Legal marijuana is a $5 billion business in the U.S., and Steve Janjic figured he’d get a piece of it. With a commodity exchange. For a product that can’t be transported across state lines.

Not to worry. “It’s never easy to pioneer an industry,” says Janjic, a former foreign-exchange executive at Tullett Prebon LLC who has put $1 million into Amercanex Corp., an electronic cannabis-trading platform that handles sales of about 100 to 150 pounds of weed a week.

That’s not exactly blockbuster in a country with an estimated 20 million marijuana consumers. It may not be too bad, though, in the case of a young exchange for a psychoactive substance transitioning to legitimate, or sort of legitimate, considering it’s illegal under federal law. Janjic and other Wall Street veterans backing Amercanex take the very long view.
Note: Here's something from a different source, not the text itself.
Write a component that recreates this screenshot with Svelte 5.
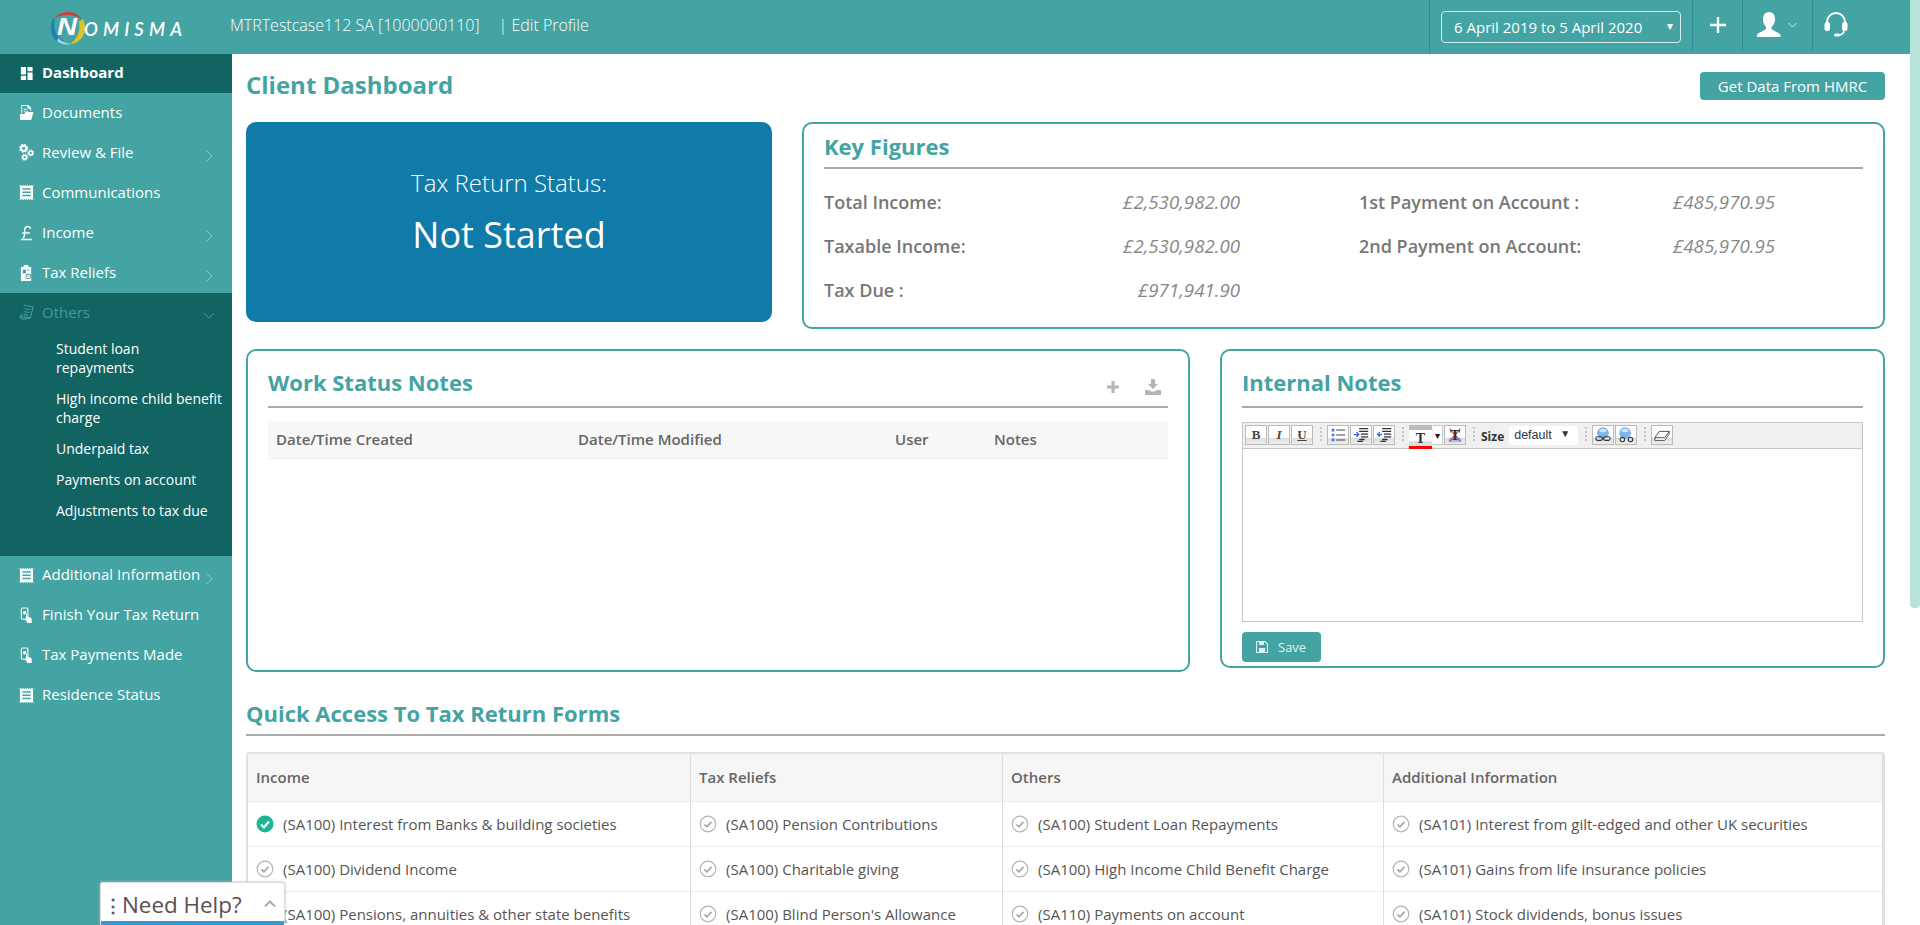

While only four states and the District of Columbia have sanctioned pot for recreational use, Nevada may join them after a November vote. In 23 states, the drug is allowed for medicinal purposes. Polls show a majority of Americans believe it should be as licit as beer, giving Amercanex high hopes.

“I look at this as an early Nymex,” says Richard Schaeffer, a former chairman of the New York Mercantile Exchange. “I look for this to become a very substantial matching engine bringing buyers and sellers together.”

Schaeffer, 63, is Amercanex’s chairman, and Janjic, 49, is chief executive officer and co-founder. Others from the financial world involved include futures trader Timothy Petrone, a member of Nymex and the Chicago Board of Trade, former Nymex board member David Greenberg and James McNally, who’s been a member of Nymex, the Commodities Exchange and the Hong Kong Futures Exchange.

For the record, none is a cannabis user, which is probably neither here nor there. Even the gluten-intolerant can get rich in wheat futures.

But is there serious money to be made trading the flowers and leaves of the cannabis plant? Amercanex isn’t alone in betting there will be, someday. Sohum Shah, a 26-year-old with a degree from the University of Arizona, started the Cannabis Commodities Exchange three months before Amercanex got off the ground.

CCE operates only in Colorado, which in 2012 became the first state to vote to make recreational-pot legal. Amercanex is in Colorado and California, the first to OK weed for medicinal use, and Janjic says there are expansion plans.